Robert Klopstock est un jeune étudiant en médecine féru de littérature lorsqu'il rencontre Kafka dans l'établissement où il vient soigner sa tuberculose. C'est lui qui l'accompagnera tout au long de sa pénible agonie quelques années plus tard, tout comme il soutiendra moralement Dora Diamant, la dernière compagne de Kafka, la seule avec qui l'écrivain aura réussi à partager une véritable intimité matérielle. Enfin, Ottla, la jeune soeur de Kafka est aussi celle qui ne surmontera jamais la perte de ce frère vénéré. A sa mort, Kafka n'a publié que deux textes courts, sa notoriété est restreinte et ce sont ses amis comme Max Brod qui oeuvreront à le faire connaître. Dans ce roman, ce sont autant les personnages que l'époque qui intéressent l'auteur car la personnalité de Frantz Kafka est fortement marquée par son appartenance à ce territoire d'Europe centrale aux frontières sans cesse remises en question. Un territoire où selon les influences on peut être porté aux nues ou méprisé voire assassiné. Tout en suivant les parcours De Robert (jusqu'en Amérique où il deviendra un spécialiste réputé de la tuberculose), de Dora (que de péripéties !) et d'Ottla (qui sera assassinée dans un camp), l'auteur orchestre le débat autour de l'oeuvre de Kafka au rythme des spasmes géopolitiques qui agitent l'Europe. Et j'avoue que c'est la facette qui m'a le plus intéressée, les tentatives d'interprétation et autres discussions autour de l'essence de l'oeuvre. Avec notamment une scène désopilante d'interrogatoire de Dora à la Loubianka autour du roman le Procès... Rien que pour ce passage je ne regrette pas ma lecture.

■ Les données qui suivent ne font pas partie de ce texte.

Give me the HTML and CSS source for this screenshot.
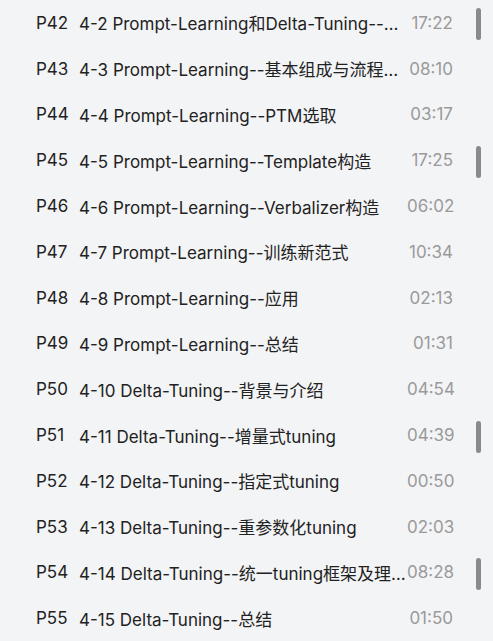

On retrouve ici des thèmes et des ancrages chers à l'auteur, sa sympathie confraternelle à l'endroit De Robert - médecin et homme de lettres - est très perceptible tout comme cette volonté de continuer à explorer l'épicentre du fracas du monde. le schéma narratif est efficace et contourne habilement l'exercice biographique pour englober un périmètre bien plus vaste. Intéressante et très agréable lecture.